# Kooinda Brewery



## IPA (27/11/08)

Heard about this new brewery and was wondering if any one had anymore info. I live in the area and was excited that there might have been a decent place in this area to have a beer. Is the brewery able to be visited or is it only to be available off site. Any info would be helpful.


----------



## Mercs Own (27/11/08)

IPA said:


> Heard about this new brewery and was wondering if any one had anymore info. I live in the area and was excited that there might have been a decent place in this area to have a beer. Is the brewery able to be visited or is it only to be available off site. Any info would be helpful.



http://heidelberg-leader.whereilive.com.au...ule-s-beverage/


----------



## jimmybee (27/11/08)

jesus! that's seriously close to me... might have to check it out some time - article dosen't mention whether it's open to public or not...
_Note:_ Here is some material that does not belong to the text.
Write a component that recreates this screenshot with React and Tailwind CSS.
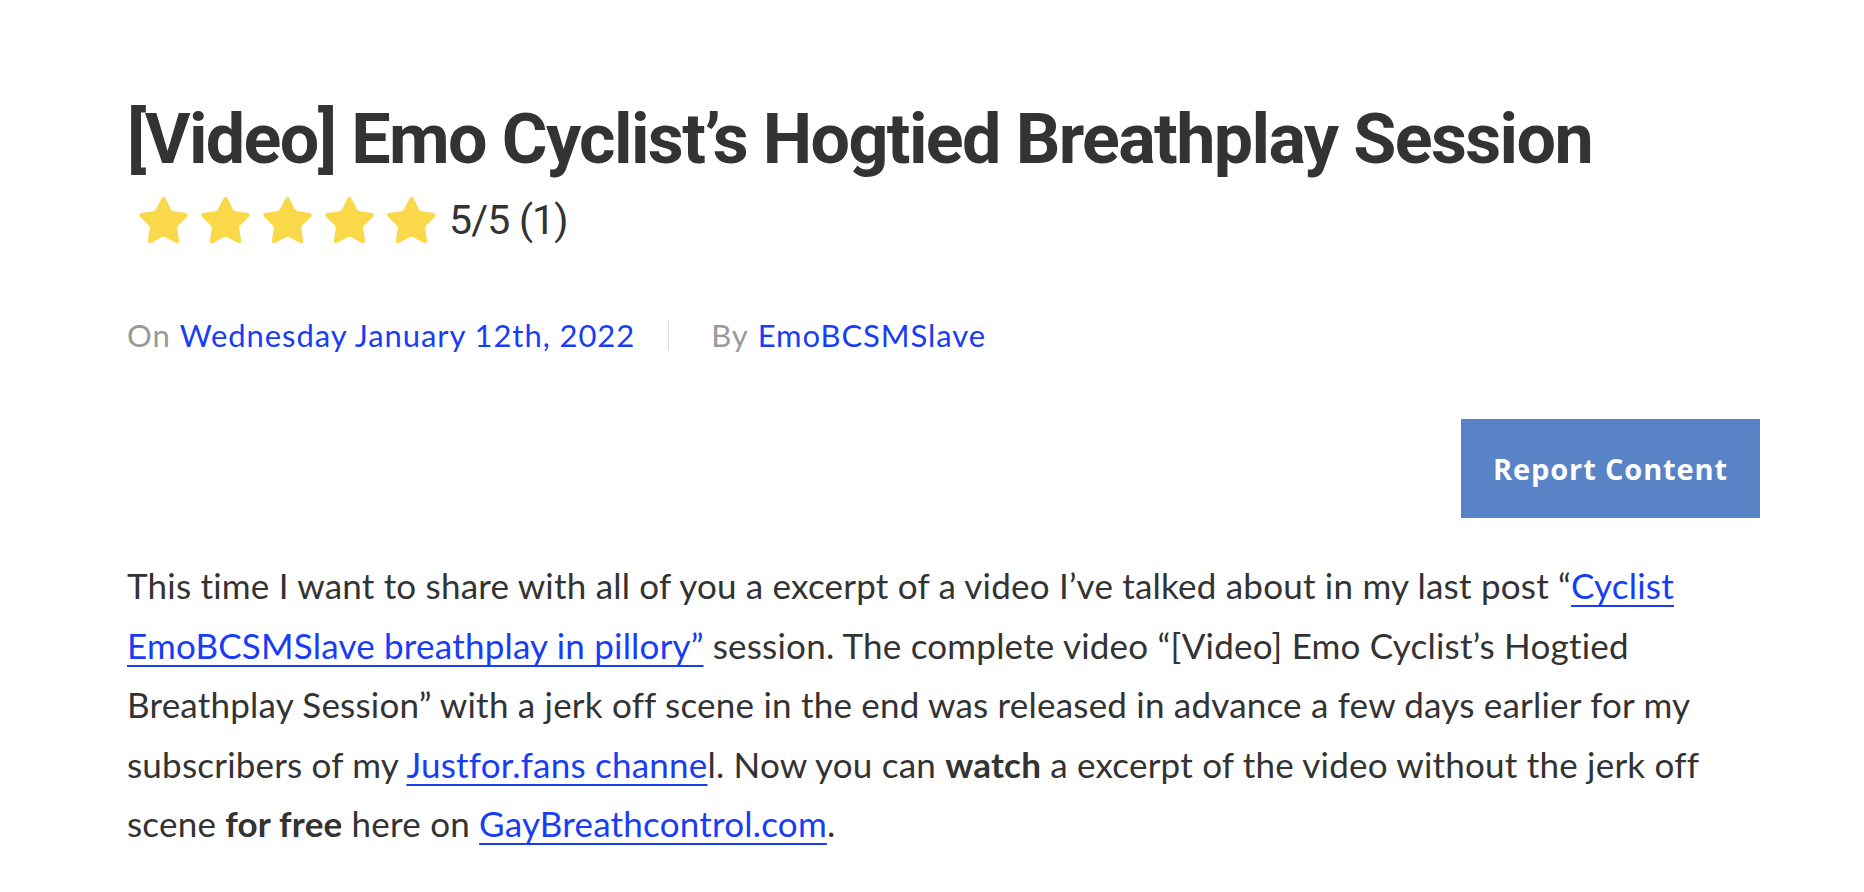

anyone know anything more...?

jimmy


----------



## Fents (28/11/08)

I wasnt going to say anything, i really want the boys who own it to sign up and introduce themselves, but its been in my sig for a while.

Kooinda - 4 guys chase the home brewers dream. They have setup a 500L system in Rosanna just near St Martins. I went round there two weeks ago and watched them brew. Amazing system with some knowledable guys running it and its all been built from the ground up by them.

First up is the Pale Ale - Nice malty, hoppy ale. Lovley on a summers day.

They will get their beers out and about in the local area first i belive. No kegs for the moment all bottled. Few bottleshops round our area should be stocking it soon as well as a few other bars in the city i think they said.

Teaser Photo

I;ll speak to the boys and get them on here and introduce themselves and tell you all where its stocked.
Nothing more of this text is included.